The Court concluded that ambiguities in an insurance policy are resolved in favor of the insured, and vacated the District Court’s dismissal of the action.

While this decision is a Federal Court’s interpretation of New York law, it draws attention to the current status of first-party coverage for collapse losses in New York. The Harleysville policy utilized standard collapse provisions.
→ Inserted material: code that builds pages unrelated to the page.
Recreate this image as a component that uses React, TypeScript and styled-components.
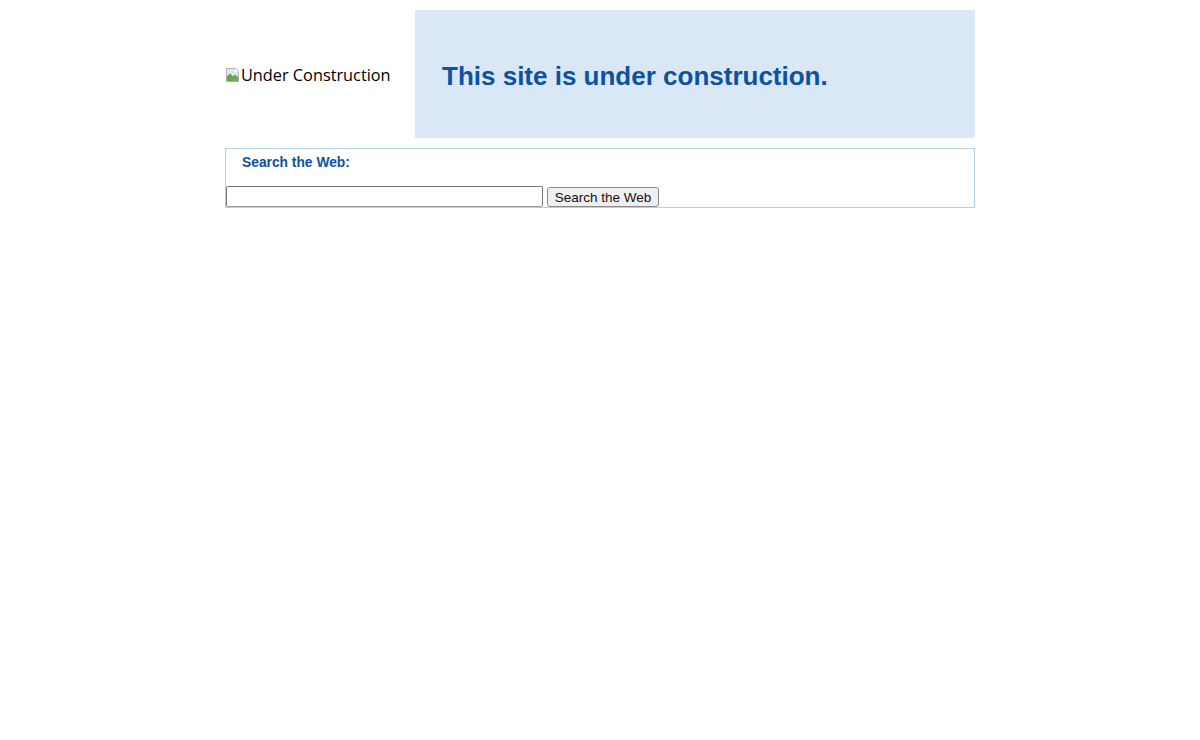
import styled, { createGlobalStyle } from 'styled-components'

const GlobalStyle = createGlobalStyle`
  html, body {
    margin: 0;
    background: #ffffff;
  }
  body {
    padding: 10px 0 0;
    font-family: "Liberation Sans", Arial, sans-serif;
  }
`

const Page = styled.div`
  width: 750px;
  margin: 0 auto;
  display: flex;
  flex-direction: column;
  gap: 10px;
`

const Header = styled.div`
  display: flex;
  height: 128px;
`

const LogoCell = styled.div`
  width: 190px;
  display: flex;
  align-items: center;
  font-family: "Open Sans", "Noto Sans", sans-serif;
  font-size: 16.3px;
  color: #000;
  padding-top: 2px;
`

const Banner = styled.div`
  flex: 1;
  background: #dae7f7;
  display: flex;
  align-items: center;
  padding: 0 27px;
`

const Title = styled.h1`
  margin: 0;
  font-size: 26px;
  font-weight: bold;
  color: #0b52a0;
  padding-top: 4px;
`

const SearchBox = styled.form`
  border: 1px solid #b3d0e4;
  height: 58px;
  display: flex;
  flex-direction: column;
`

const SearchLabel = styled.div`
  font-size: 13.8px;
  font-weight: bold;
  color: #0b52a0;
  padding: 6px 0 0 16px;
  height: 37px;
  box-sizing: border-box;
`

const SearchRow = styled.div`
  display: flex;
  align-items: center;
  gap: 4px;
`

const Input = styled.input`
  width: 317px;
  height: 21px;
  box-sizing: border-box;
  border: 1px solid #767676;
  border-bottom-color: #9a9a9a;
  border-radius: 2px;
  padding: 1px 2px;
  font: 13px "Liberation Sans", Arial, sans-serif;
  margin: 0;
`

const Button = styled.button`
  height: 20px;
  width: 112px;
  box-sizing: border-box;
  border: 1px solid #8a8a8a;
  border-radius: 3px;
  background: #f0f0f0;
  font: 13.5px "Liberation Sans", Arial, sans-serif;
  color: #111;
  padding: 0 6px;
  margin: 1px 0 0;
`

function BrokenImage() {
  return (
    <svg width="16" height="16" viewBox="0 0 16 16" aria-hidden>
      <path d="M1.5 1.5h9l3 3v10h-12z" fill="#fff" stroke="#b0b0b0" />
      <path d="M2 9l3-3 3 3 2-2 3 3v4H2z" fill="#6aa84f" />
      <path d="M2 2h8v3h3v4L10 7 8 9 5 6 2 9z" fill="#dbe9f6" />
    </svg>
  )
}

export default function App() {
  return (
    <>
      <GlobalStyle />
      <Page>
        <Header>
          <LogoCell>
            <BrokenImage />
            Under Construction
          </LogoCell>
          <Banner>
            <Title>This site is under construction.</Title>
          </Banner>
        </Header>
        <SearchBox onSubmit={e => e.preventDefault()}>
          <SearchLabel>Search the Web:</SearchLabel>
          <SearchRow>
            <Input type="text" />
            <Button type="submit">Search the Web</Button>
          </SearchRow>
        </SearchBox>
      </Page>
    </>
  )
}
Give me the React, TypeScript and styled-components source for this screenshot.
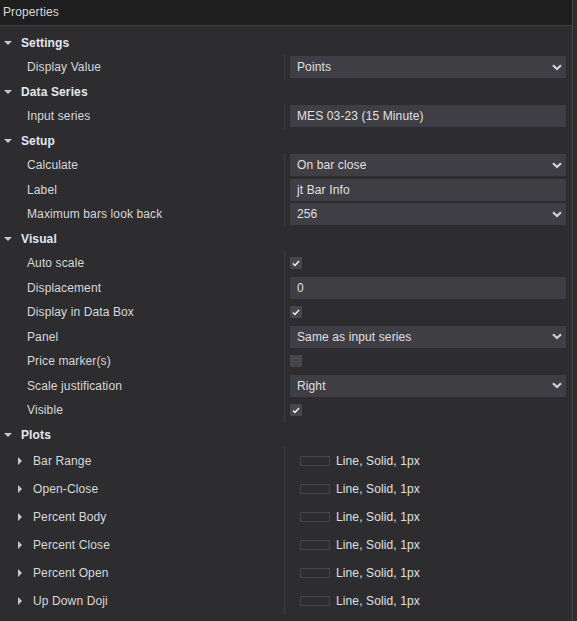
import React from 'react';
import styled, {createGlobalStyle} from "styled-components";

const GlobalStyle = createGlobalStyle`
  html, body {
    margin: 0;
    padding: 0;
    background: #2d2d30;
  }
  body {
    font-family: "Liberation Sans", Arial, sans-serif;
    font-size: 12px;
    letter-spacing: 0.12px;
    color: #d6d6d6;
  }
`

type Value =
    | { kind: 'select', text: string }
    | { kind: 'text', text: string }
    | { kind: 'check', checked: boolean }
    | { kind: 'plot', text: string }

type PropertyType = {
    label: string
    value: Value
}

type CategoryType = {
    title: string
    plots?: boolean
    items: Array<PropertyType>
}

const categories: Array<CategoryType> = [
    {
        title: 'Settings',
        items: [{label: 'Display Value', value: {kind: 'select', text: 'Points'}}]
    },
    {
        title: 'Data Series',
        items: [{label: 'Input series', value: {kind: 'text', text: 'MES 03-23 (15 Minute)'}}]
    },
    {
        title: 'Setup',
        items: [
            {label: 'Calculate', value: {kind: 'select', text: 'On bar close'}},
            {label: 'Label', value: {kind: 'text', text: 'jt Bar Info'}},
            {label: 'Maximum bars look back', value: {kind: 'select', text: '256'}},
        ]
    },
    {
        title: 'Visual',
        items: [
            {label: 'Auto scale', value: {kind: 'check', checked: true}},
            {label: 'Displacement', value: {kind: 'text', text: '0'}},
            {label: 'Display in Data Box', value: {kind: 'check', checked: true}},
            {label: 'Panel', value: {kind: 'select', text: 'Same as input series'}},
            {label: 'Price marker(s)', value: {kind: 'check', checked: false}},
            {label: 'Scale justification', value: {kind: 'select', text: 'Right'}},
            {label: 'Visible', value: {kind: 'check', checked: true}},
        ]
    },
    {
        title: 'Plots',
        plots: true,
        items: ['Bar Range', 'Open-Close', 'Percent Body', 'Percent Close', 'Percent Open', 'Up Down Doji']
            .map(label => ({label, value: {kind: 'plot', text: 'Line, Solid, 1px'} as Value}))
    },
]

const Chevron = () => (
    <svg width="10" height="7" viewBox="0 0 10 7">
        <polyline points="1,1.2 5,5 9,1.2" fill="none" stroke="#d2d2d2" strokeWidth="2.2"/>
    </svg>
)

const Check = () => (
    <svg width="8" height="7" viewBox="0 0 8 7">
        <polyline points="1,3.5 3,5.5 7,1" fill="none" stroke="#f0f0f0" strokeWidth="1.5"/>
    </svg>
)

const ValueCell = ({value}: { value: Value }) => {
    switch (value.kind) {
        case 'select':
            return (
                <Field>
                    <FieldText>{value.text}</FieldText>
                    <Chevron/>
                </Field>
            )
        case 'text':
            return <Field><FieldText>{value.text}</FieldText></Field>
        case 'check':
            return <CheckBox>{value.checked && <Check/>}</CheckBox>
        case 'plot':
            return (
                <PlotValue>
                    <Swatch/>
                    <span>{value.text}</span>
                </PlotValue>
            )
    }
}

export default function App() {
    return (
        <>
            <GlobalStyle/>
            <Panel>
                <Header>Properties</Header>
                <Body>
                    {categories.map(cat => (
                        <section key={cat.title}>
                            <CategoryRow>
                                <DownArrow/>
                                <CategoryTitle>{cat.title}</CategoryTitle>
                            </CategoryRow>
                            {cat.items.map(item => (
                                <Row key={item.label} tall={cat.plots}>
                                    <Label indent={cat.plots ? 18 : 27}>
                                        {cat.plots && <RightArrow/>}
                                        {item.label}
                                    </Label>
                                    <Cell>
                                        <ValueCell value={item.value}/>
                                    </Cell>
                                </Row>
                            ))}
                        </section>
                    ))}
                </Body>
            </Panel>
        </>
    );
}

const Panel = styled.div`
  width: 572px;
  min-height: 621px;
  border-right: 1px solid #46464a;
  background: #2d2d30;
`

const Header = styled.div`
  height: 25px;
  line-height: 24px;
  padding-left: 3px;
  background: #1e1e1e;
  border-bottom: 1px solid #414143;
  color: #d8d8d8;
  font-size: 12px;
`

const Body = styled.div`
  padding-top: 4.6px;
`

const CategoryRow = styled.div`
  height: 24.5px;
  display: flex;
  align-items: center;
  padding-left: 4px;
`

const DownArrow = styled.span`
  width: 0;
  height: 0;
  border-left: 4px solid transparent;
  border-right: 4px solid transparent;
  border-top: 4px solid #c8c8c8;
  margin-top: 1px;
`

const RightArrow = styled.span`
  width: 0;
  height: 0;
  border-top: 4px solid transparent;
  border-bottom: 4px solid transparent;
  border-left: 4px solid #c8c8c8;
  margin-right: 11px;
`

const CategoryTitle = styled.span`
  margin-left: 9px;
  font-weight: bold;
  color: #e4e8ee;
`

const Row = styled.div<{ tall?: boolean }>`
  display: grid;
  grid-template-columns: 284px 1fr;
  height: ${props => props.tall ? '28px' : '24.5px'};
`

const Label = styled.div<{ indent: number }>`
  display: flex;
  align-items: center;
  padding-left: ${props => props.indent}px;
  color: #d8d8d8;
  white-space: nowrap;
`

const Cell = styled.div`
  display: flex;
  align-items: center;
  border-left: 1px solid #3e3e41;
  padding-left: 5px;
  padding-right: 6px;
`

const Field = styled.div`
  flex: 1;
  height: 22px;
  display: flex;
  align-items: center;
  justify-content: space-between;
  padding: 0 4px 0 7px;
  background: #3f3e44;
  color: #e0e0e0;
`

const FieldText = styled.span`
  white-space: nowrap;
`

const CheckBox = styled.div`
  width: 12px;
  height: 12px;
  display: flex;
  align-items: center;
  justify-content: center;
  background: #47464c;
`

const PlotValue = styled.div`
  display: flex;
  align-items: center;
  gap: 6px;
  padding-left: 10px;
  color: #e0e0e0;
`

const Swatch = styled.span`
  width: 28px;
  height: 8px;
  border: 1px solid #46464a;
`
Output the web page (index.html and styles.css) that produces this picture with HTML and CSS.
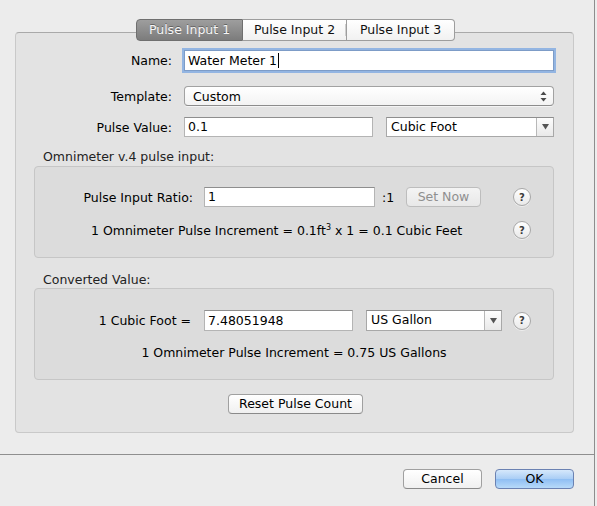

As noted by the Court, some insurers have incorporated additional language under the collapse coverage to specifically define what is and is not a collapse, i.e., that a collapse is “an abrupt falling down or caving in” and that “a building that is standing is not considered to be in a state of collapse, even if it shows evidence of cracking, bulging, …. or expansion.” Nevertheless, as pointed out by the Second Circuit Court of Appeals, “there remains a split of authority in New York’s lower courts, which has not been resolved by New York’s highest court.”